> **Problem statement**: Check every line in the records below for the word "index" and report how many have it, nothing more.

> **Records for this exercise**:

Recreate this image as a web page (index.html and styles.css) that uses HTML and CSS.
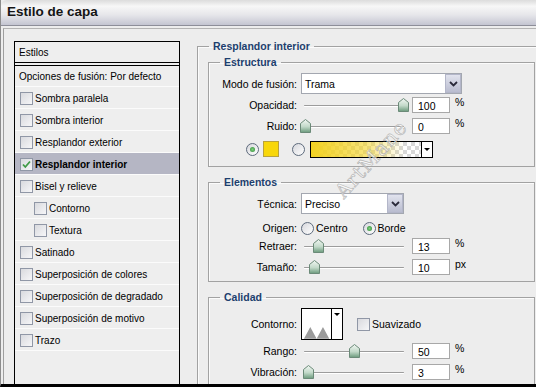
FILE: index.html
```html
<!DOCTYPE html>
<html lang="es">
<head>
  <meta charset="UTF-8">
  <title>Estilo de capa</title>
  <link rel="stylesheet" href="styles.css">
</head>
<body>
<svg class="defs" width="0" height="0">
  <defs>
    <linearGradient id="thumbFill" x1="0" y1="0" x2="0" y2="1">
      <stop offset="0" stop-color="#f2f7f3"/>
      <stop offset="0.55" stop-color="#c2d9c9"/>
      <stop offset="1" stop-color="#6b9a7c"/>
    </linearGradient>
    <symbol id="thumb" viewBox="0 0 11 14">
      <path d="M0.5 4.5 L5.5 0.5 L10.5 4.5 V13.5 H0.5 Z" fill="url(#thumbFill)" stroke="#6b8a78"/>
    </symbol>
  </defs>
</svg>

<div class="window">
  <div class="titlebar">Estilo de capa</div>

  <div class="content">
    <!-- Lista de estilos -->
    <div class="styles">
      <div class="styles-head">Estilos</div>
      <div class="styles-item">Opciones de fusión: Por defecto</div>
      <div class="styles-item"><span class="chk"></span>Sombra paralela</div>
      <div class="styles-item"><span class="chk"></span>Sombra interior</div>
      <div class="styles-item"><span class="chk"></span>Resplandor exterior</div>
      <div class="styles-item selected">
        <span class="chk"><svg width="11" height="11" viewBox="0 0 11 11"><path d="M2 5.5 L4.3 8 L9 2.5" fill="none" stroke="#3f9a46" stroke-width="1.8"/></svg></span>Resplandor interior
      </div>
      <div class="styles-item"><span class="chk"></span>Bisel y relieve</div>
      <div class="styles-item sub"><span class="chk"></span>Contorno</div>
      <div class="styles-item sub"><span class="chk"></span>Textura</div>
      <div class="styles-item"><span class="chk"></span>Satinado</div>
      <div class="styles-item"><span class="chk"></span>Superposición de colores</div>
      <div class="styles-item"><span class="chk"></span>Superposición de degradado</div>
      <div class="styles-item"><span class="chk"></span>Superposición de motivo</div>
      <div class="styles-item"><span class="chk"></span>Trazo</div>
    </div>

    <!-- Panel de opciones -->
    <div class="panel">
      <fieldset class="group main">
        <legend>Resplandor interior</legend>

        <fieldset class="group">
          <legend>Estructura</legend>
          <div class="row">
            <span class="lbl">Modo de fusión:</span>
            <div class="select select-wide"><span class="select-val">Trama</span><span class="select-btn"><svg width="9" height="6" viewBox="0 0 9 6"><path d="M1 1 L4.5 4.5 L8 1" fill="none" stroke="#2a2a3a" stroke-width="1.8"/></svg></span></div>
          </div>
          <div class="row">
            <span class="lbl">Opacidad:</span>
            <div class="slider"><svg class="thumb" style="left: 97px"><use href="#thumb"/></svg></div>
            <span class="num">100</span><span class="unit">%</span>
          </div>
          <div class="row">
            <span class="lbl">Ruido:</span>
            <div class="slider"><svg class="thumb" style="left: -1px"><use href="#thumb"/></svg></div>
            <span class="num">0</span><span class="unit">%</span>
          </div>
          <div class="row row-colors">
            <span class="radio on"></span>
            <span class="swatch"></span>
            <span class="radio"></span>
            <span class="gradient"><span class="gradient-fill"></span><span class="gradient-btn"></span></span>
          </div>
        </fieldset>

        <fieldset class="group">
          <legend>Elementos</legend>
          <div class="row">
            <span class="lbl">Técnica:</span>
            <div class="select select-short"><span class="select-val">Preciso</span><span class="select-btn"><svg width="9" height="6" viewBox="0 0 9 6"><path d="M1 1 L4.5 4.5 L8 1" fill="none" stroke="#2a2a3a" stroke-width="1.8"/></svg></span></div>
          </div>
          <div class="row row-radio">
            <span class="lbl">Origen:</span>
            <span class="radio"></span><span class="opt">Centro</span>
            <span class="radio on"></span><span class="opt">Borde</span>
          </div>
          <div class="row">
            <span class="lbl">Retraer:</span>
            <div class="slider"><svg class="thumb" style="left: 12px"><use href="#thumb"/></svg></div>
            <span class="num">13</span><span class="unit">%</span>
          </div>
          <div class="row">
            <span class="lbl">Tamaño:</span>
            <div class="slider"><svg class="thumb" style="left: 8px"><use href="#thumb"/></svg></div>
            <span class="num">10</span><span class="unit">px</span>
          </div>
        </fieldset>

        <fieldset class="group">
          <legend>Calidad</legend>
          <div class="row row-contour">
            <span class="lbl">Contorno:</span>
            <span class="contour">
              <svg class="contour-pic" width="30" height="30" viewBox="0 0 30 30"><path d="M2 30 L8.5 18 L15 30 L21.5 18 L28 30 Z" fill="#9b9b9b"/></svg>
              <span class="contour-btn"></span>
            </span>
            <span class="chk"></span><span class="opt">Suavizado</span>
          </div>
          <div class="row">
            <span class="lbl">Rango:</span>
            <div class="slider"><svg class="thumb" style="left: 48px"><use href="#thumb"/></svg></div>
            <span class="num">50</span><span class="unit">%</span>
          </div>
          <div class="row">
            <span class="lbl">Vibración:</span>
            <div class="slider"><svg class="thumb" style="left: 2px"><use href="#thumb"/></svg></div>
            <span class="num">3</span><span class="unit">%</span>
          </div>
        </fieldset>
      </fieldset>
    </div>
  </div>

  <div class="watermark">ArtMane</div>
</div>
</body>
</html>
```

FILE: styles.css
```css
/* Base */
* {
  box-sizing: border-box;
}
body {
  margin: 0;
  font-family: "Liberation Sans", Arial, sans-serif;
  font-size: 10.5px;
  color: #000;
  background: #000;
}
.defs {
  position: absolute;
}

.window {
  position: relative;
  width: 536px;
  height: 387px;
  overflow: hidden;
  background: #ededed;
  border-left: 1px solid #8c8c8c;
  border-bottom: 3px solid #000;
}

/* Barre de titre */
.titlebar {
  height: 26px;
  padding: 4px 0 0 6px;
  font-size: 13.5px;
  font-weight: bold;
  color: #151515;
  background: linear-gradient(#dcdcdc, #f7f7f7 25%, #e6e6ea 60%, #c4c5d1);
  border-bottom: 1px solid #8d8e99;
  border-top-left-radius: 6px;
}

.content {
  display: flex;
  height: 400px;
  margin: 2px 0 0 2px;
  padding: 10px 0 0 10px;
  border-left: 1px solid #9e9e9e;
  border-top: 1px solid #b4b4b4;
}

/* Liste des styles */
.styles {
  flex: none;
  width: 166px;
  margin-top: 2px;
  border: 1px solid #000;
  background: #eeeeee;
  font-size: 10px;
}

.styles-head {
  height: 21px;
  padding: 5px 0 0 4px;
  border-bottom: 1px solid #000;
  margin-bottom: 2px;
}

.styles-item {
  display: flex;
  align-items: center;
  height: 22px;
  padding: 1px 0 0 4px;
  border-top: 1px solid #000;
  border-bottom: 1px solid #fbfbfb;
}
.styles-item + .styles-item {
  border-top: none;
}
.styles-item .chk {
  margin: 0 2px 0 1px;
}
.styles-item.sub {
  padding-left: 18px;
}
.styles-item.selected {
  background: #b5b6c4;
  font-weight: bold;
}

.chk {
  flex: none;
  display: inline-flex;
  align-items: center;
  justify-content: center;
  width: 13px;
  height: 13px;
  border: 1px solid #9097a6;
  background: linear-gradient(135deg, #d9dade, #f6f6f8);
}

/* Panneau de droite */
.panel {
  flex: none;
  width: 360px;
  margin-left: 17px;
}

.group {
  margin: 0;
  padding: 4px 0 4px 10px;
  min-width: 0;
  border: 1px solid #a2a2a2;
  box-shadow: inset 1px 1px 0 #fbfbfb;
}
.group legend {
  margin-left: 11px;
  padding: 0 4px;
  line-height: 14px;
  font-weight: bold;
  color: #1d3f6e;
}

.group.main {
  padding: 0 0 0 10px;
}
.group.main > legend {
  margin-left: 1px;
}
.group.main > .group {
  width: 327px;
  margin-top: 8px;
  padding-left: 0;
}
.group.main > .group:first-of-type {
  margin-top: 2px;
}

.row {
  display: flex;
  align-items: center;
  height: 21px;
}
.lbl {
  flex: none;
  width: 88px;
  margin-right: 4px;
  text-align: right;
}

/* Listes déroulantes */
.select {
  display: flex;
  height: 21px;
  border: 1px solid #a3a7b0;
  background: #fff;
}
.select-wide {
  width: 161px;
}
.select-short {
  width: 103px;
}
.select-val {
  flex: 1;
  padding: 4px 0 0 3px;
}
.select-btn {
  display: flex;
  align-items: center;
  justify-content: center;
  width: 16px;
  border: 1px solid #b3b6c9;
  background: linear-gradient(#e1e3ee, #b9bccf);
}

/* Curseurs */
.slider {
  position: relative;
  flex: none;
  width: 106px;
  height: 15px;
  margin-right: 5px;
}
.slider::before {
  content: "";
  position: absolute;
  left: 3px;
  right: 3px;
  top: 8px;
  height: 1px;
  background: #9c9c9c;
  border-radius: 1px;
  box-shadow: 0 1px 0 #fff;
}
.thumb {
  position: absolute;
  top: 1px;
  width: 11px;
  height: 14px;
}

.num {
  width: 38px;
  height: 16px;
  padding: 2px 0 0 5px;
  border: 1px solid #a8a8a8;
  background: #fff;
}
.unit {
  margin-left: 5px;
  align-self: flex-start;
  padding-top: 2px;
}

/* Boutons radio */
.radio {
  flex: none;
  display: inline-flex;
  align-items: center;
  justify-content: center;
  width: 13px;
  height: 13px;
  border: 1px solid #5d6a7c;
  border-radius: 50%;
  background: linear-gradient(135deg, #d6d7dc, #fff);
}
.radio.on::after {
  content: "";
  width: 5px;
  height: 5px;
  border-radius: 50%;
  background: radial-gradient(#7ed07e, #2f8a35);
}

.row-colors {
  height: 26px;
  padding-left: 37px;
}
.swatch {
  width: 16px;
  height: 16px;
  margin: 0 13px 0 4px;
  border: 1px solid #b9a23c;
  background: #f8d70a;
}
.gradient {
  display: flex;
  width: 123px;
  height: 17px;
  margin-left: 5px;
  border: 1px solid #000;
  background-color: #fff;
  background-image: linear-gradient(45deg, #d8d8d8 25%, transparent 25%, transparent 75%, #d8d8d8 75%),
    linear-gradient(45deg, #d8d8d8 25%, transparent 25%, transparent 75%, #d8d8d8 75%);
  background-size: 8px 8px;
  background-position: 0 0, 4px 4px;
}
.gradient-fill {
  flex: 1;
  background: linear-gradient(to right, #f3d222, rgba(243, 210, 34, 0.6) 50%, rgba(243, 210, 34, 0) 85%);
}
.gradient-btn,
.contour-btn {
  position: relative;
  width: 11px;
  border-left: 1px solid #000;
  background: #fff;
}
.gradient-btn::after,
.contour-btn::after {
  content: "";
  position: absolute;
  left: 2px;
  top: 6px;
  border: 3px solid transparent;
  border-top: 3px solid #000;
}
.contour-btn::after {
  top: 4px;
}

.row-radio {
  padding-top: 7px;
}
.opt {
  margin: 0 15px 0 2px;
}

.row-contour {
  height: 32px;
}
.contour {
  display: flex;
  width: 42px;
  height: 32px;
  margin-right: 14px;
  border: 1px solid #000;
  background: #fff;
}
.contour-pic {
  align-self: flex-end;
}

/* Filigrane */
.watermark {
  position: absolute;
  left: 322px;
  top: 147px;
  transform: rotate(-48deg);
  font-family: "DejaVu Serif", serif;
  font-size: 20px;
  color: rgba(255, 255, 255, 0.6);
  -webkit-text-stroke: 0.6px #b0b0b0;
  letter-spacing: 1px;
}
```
==
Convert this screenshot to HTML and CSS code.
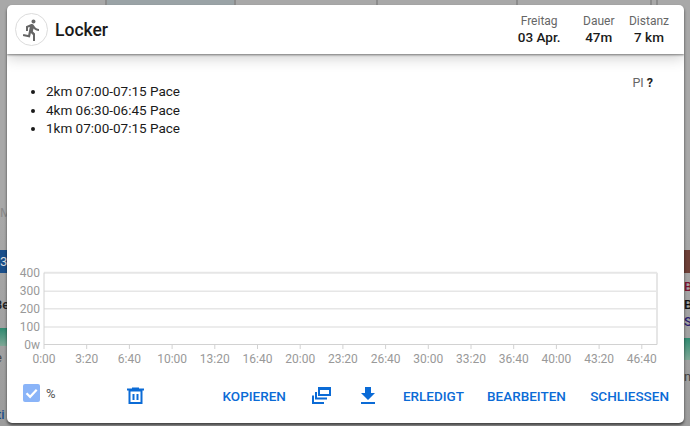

> **Correct output**: 2